「家制度」の復活阻止に気を吐く

各地の農協婦人部から声がかかり、講演に出向くようになりました。そのころ、夫が大学で研究生活に入り、二人で銀座に開いていた事務所も手が回らなくなってきました。一九五五年には息子の恭吾を出産。住み込みのお手伝いさんには恵まれましたが、子供のそばにいてやりたい思いもありました。事務所を高円寺の自宅に移し、「新法普及のために働くのも一手かな」と考え始めたのです。地方の女性たちの知識欲は旺盛でしたよ。公民館などで開かれる講演会では、実に熱心に聞いている。ただ、その場では質問せずに後で駆け寄ってきて、「実は」とあれこれ相談してくるんですね。「嫁の相続権」が聞きたいお姑さん。「夫の兄弟姉妹の相続権」に関心があるお嫁さん。「知りたい。だけど周囲には聞かれたくない」という事情もあったようでした。

こうした地方の講演では、「ウチで取れたから」とトマトだのトウモロコシだのをよく頂きました。四国の山村の手打ちうどん、福島の採りたての山菜など、素朴な好意が忘れられません。法律に関する出版活動も盛んな時期でした。日本全体が「新しい法律を学ぶ」意欲にあふれていましたね。私自身、婦人雑誌や週刊誌のコラムを何本も掛け持ちで担当したこともあります。

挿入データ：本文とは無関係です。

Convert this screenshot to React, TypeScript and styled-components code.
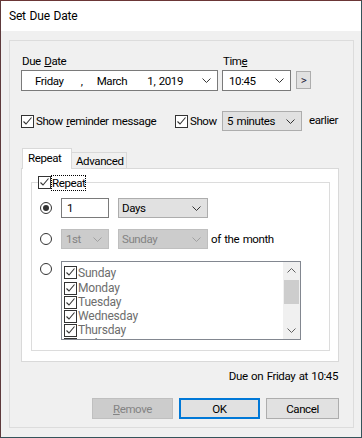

事件処理と合わせて、寝不足になるほどの忙しさでした。「これまで不利な立場に置かれていた女性に配慮しながら、新しい民法の知識を正確に伝えたい」という気持ちが強まり、このころから「モノを書く」という仕事にも力を注ぐようになります。

事件の処理や法律解説のほか、私にはもう一つ大きな仕事がありました。「日本婦人法律家協会」の活動です。発端は司法修習生時代、あの「女性弁護士一期生」の久米愛さんの事務所で実習していた時でした。久米さんは、GHQのメアリーイースタリングさんという女性弁護士と、よく法律を巡って情報交換をしていました。そうした交流の中で、「多くの国に女性法律家の協会がある。日本にも設立してはどうか」という話が持ち上がったのです。女性の弁護士や裁判官はまだ、全国で十余人の時代でしたが、五〇年、女性の研究者にも呼びかけて集まれる者で婦人法律家協会を旗揚げしました。もちろん、私もメンバーになりました。

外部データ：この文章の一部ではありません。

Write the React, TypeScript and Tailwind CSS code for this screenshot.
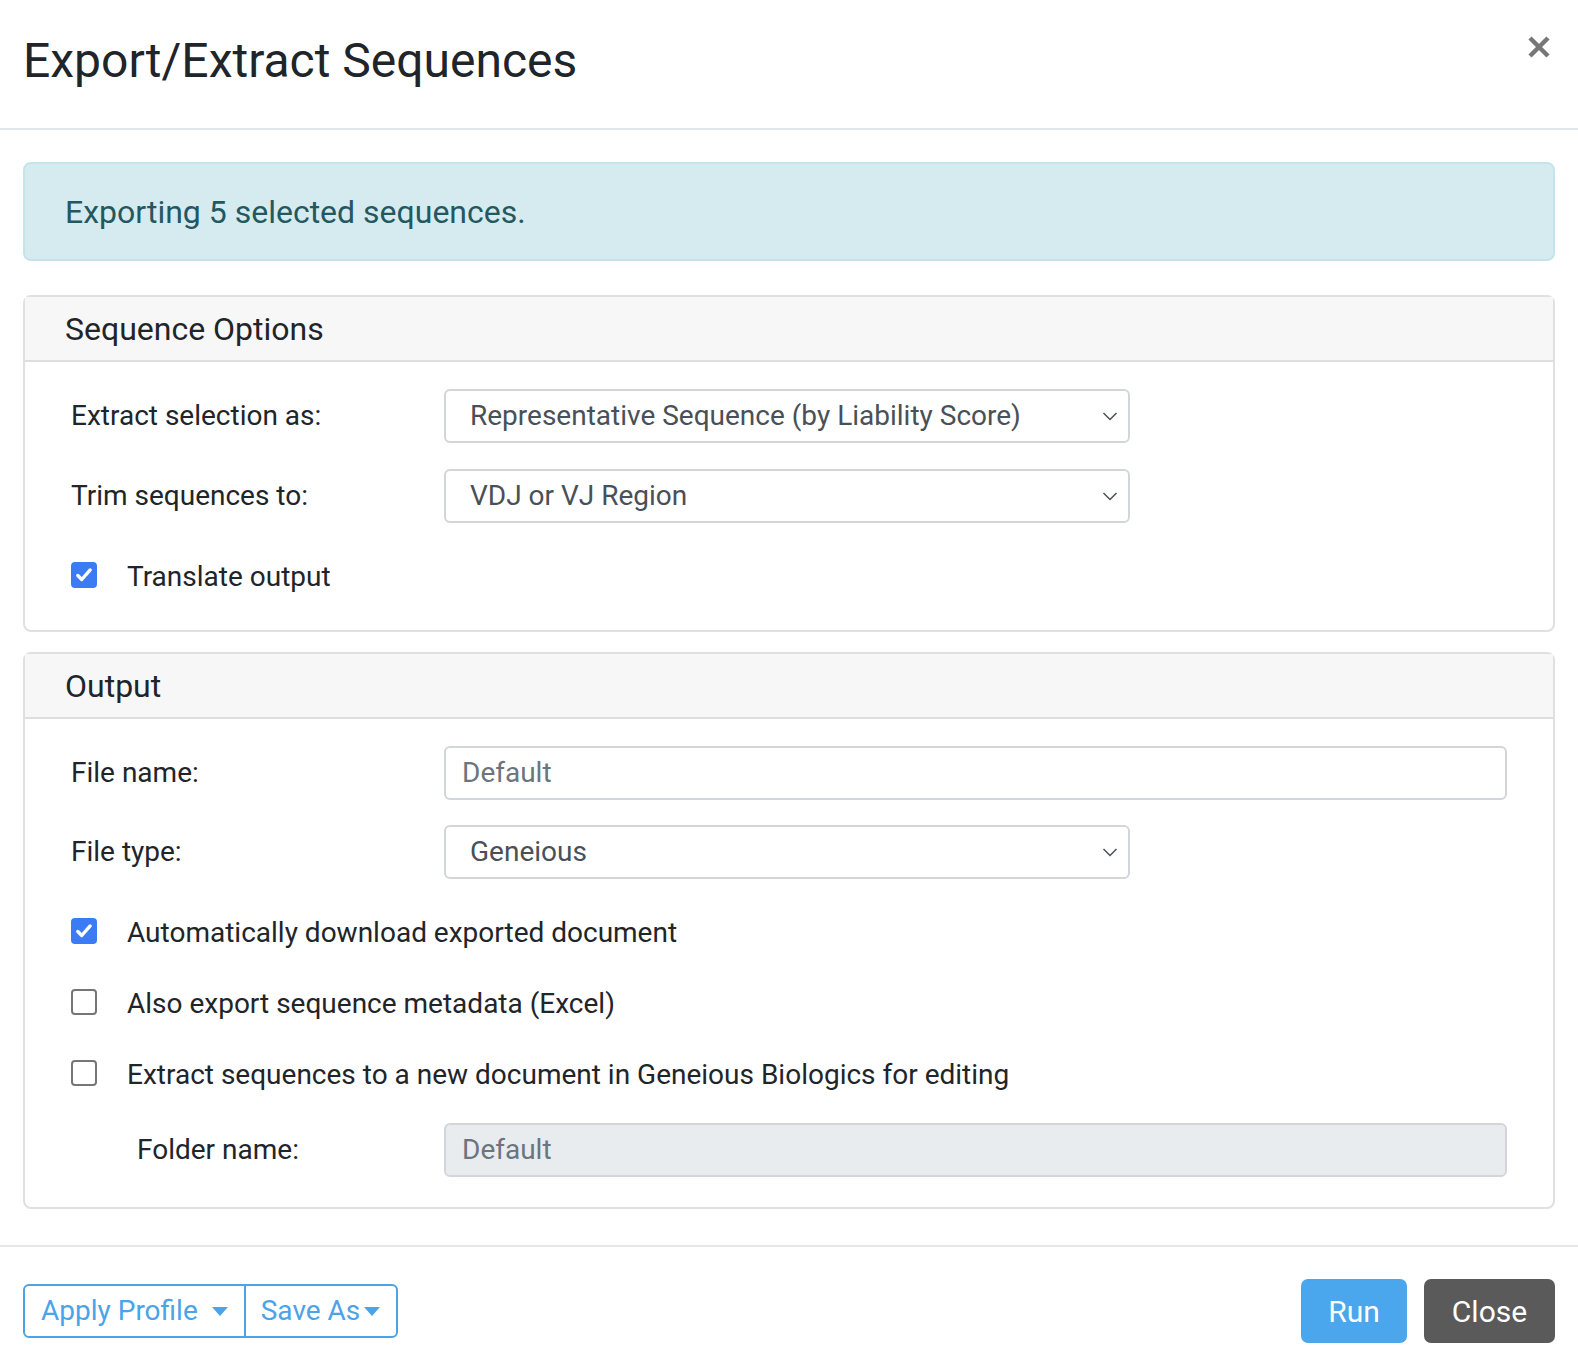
import React from 'react';

const Check = ({ checked }: { checked: boolean }) => (
  <span
    className={`flex h-[26px] w-[26px] shrink-0 items-center justify-center rounded-[4px] ${
      checked ? 'bg-[#3b7cf4]' : 'border-2 border-[#767676] bg-white'
    }`}
  >
    {checked && (
      <svg width="18" height="18" viewBox="0 0 16 16">
        <path d="M2.5 8.5l3.5 3.5 7.5-8.5" fill="none" stroke="#fff" strokeWidth="3" strokeLinecap="round" strokeLinejoin="round" />
      </svg>
    )}
  </span>
);

const Select = ({ value }: { value: string }) => (
  <div className="flex h-[54px] w-[686px] items-center justify-between rounded-[6px] border-2 border-[#d2d6da] bg-white pl-[24px] pr-[10px] text-[28px] text-[#495057]">
    <span>{value}</span>
    <svg width="16" height="10" viewBox="0 0 16 10">
      <path d="M1.5 2l6.5 6.5L14.5 2" fill="none" stroke="#495057" strokeWidth="1.5" />
    </svg>
  </div>
);

const Row = ({ label, children, indent = false }: { label: string; children: React.ReactNode; indent?: boolean }) => (
  <div className="flex items-center">
    <div className={`w-[373px] shrink-0 text-[28px] text-[#212529] ${indent ? 'pl-[66px]' : ''}`}>{label}</div>
    {children}
  </div>
);

const CheckRow = ({ checked, label }: { checked: boolean; label: string }) => (
  <div className="flex h-[30px] items-center gap-[30px] text-[28px] text-[#212529]">
    <Check checked={checked} />
    <span className="pt-[4px]">{label}</span>
  </div>
);

const Caret = () => (
  <svg width="16" height="9" viewBox="0 0 16 9">
    <path d="M0 0h16L8 9z" fill="#4ba3e8" />
  </svg>
);

export default function App() {
  return (
    <div className="h-[1368px] w-[1578px] bg-white font-['Roboto',sans-serif] text-[#212529]">
      {/* Header */}
      <div className="flex h-[130px] items-start justify-between border-b-2 border-[#e4e7ea] pl-[23px] pr-[28px] pt-[29px]">
        <h1 className="text-[48px] leading-[64px] font-normal">Export/Extract Sequences</h1>
        <svg className="mt-[7px]" width="22" height="22" viewBox="0 0 22 22">
          <path d="M2 2l18 18M20 2L2 20" stroke="#777" strokeWidth="4.5" />
        </svg>
      </div>

      {/* Body */}
      <div className="flex flex-col px-[23px] pt-[32px]">
        <div className="flex h-[99px] items-center rounded-[8px] border-2 border-[#c4e4ec] bg-[#d6ebf0] pl-[40px] text-[32px] text-[#24585f]">
          Exporting 5 selected sequences.
        </div>

        <div className="mt-[34px] rounded-[8px] border-2 border-[#e0e0e0]">
          <div className="flex h-[65px] items-center border-b-2 border-[#dedede] bg-[#f7f7f7] pl-[40px] text-[32px]">
            Sequence Options
          </div>
          <div className="flex flex-col pb-[40px] pl-[46px] pt-[27px]">
            <Row label="Extract selection as:">
              <Select value="Representative Sequence (by Liability Score)" />
            </Row>
            <div className="mt-[26px]">
              <Row label="Trim sequences to:">
                <Select value="VDJ or VJ Region" />
              </Row>
            </div>
            <div className="mt-[37px]">
              <CheckRow checked label="Translate output" />
            </div>
          </div>
        </div>

        <div className="mt-[20px] rounded-[8px] border-2 border-[#e0e0e0]">
          <div className="flex h-[65px] items-center border-b-2 border-[#dedede] bg-[#f7f7f7] pl-[40px] text-[32px]">
            Output
          </div>
          <div className="flex flex-col pb-[30px] pl-[46px] pr-[46px] pt-[27px]">
            <Row label="File name:">
              <div className="flex h-[54px] flex-1 items-center rounded-[6px] border-2 border-[#d2d6da] bg-white pl-[16px] text-[28px] text-[#6c757d]">
                Default
              </div>
            </Row>
            <div className="mt-[25px]">
              <Row label="File type:">
                <Select value="Geneious" />
              </Row>
            </div>
            <div className="mt-[37px] flex flex-col gap-[41px]">
              <CheckRow checked label="Automatically download exported document" />
              <CheckRow checked={false} label="Also export sequence metadata (Excel)" />
              <CheckRow checked={false} label="Extract sequences to a new document in Geneious Biologics for editing" />
            </div>
            <div className="mt-[35px]">
              <Row label="Folder name:" indent>
                <div className="flex h-[54px] flex-1 items-center rounded-[6px] border-2 border-[#d2d6da] bg-[#e9ecef] pl-[16px] text-[28px] text-[#6c757d]">
                  Default
                </div>
              </Row>
            </div>
          </div>
        </div>
      </div>

      {/* Footer */}
      <div className="mt-[36px] flex items-center justify-between border-t-2 border-[#e4e7ea] px-[23px] pt-[32px]">
        <div className="flex h-[54px] rounded-[6px] border-2 border-[#4ba3e8] text-[28px] text-[#4ba3e8]">
          <div className="flex items-center gap-[14px] border-r-2 border-[#4ba3e8] pl-[16px] pr-[16px]">
            <span>Apply Profile</span>
            <Caret />
          </div>
          <div className="flex items-center gap-[4px] pl-[15px] pr-[16px]">
            <span>Save As</span>
            <Caret />
          </div>
        </div>
        <div className="flex gap-[17px]">
          <div className="flex h-[64px] w-[106px] items-center justify-center rounded-[7px] bg-[#4aa6ed] text-[30px] text-white">
            Run
          </div>
          <div className="flex h-[64px] w-[131px] items-center justify-center rounded-[7px] bg-[#5a5a5b] text-[30px] text-white">
            Close
          </div>
        </div>
      </div>
    </div>
  );
}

当初は親睦会のような雰囲気もあった協会ですが、気を吐くべき時はすぐにやってきました。五四年、法制審議会に「民法改正の必要があるとすれば、その要項を示されたい」という諮問があったのです。これに先立って、「旧来の家制度を廃止した憲法第二四条二項は日本の実情に適しないとの意見もあり、再検討の必要を内閣法制局が指摘した」という報道もありました。やっと男女平等を家庭の中でも手にしたばかりの女性にとって、これは危機です。会員の間に緊張が走りました。婦人人権擁護同盟などと協力して「民法研究会」も組織しました。「家族制度復活反対」のキャンペーンには、デモなどしたことのない一般女性も街頭に繰り出しました。

私は講演やパンフ作りに追われました。法律家仲間が我が家に集まり、時には泊まり込んで合宿のようでした。この時作られた『家族制度の復活を防ごう』という協会の小冊子には、会長だった久米さんや、明治大学教授だった立石芳枝さんに並んで、私の名前も記されています。協会は九五年に「日本女性法律家協会」と改称しました。私自身、その前の八六年から第四代の会長を務めることになりますが、女性に関する法的な動きがあるたびに発言するのは、当時から変わっていません。ところで、協会は、発足と同時に国際婦人法律家協会にも加盟していました。五二年には、トルコでの総会に出席する米国の女性法律家十五人が日本に立ち寄り、私かちとの予備会議を行いました。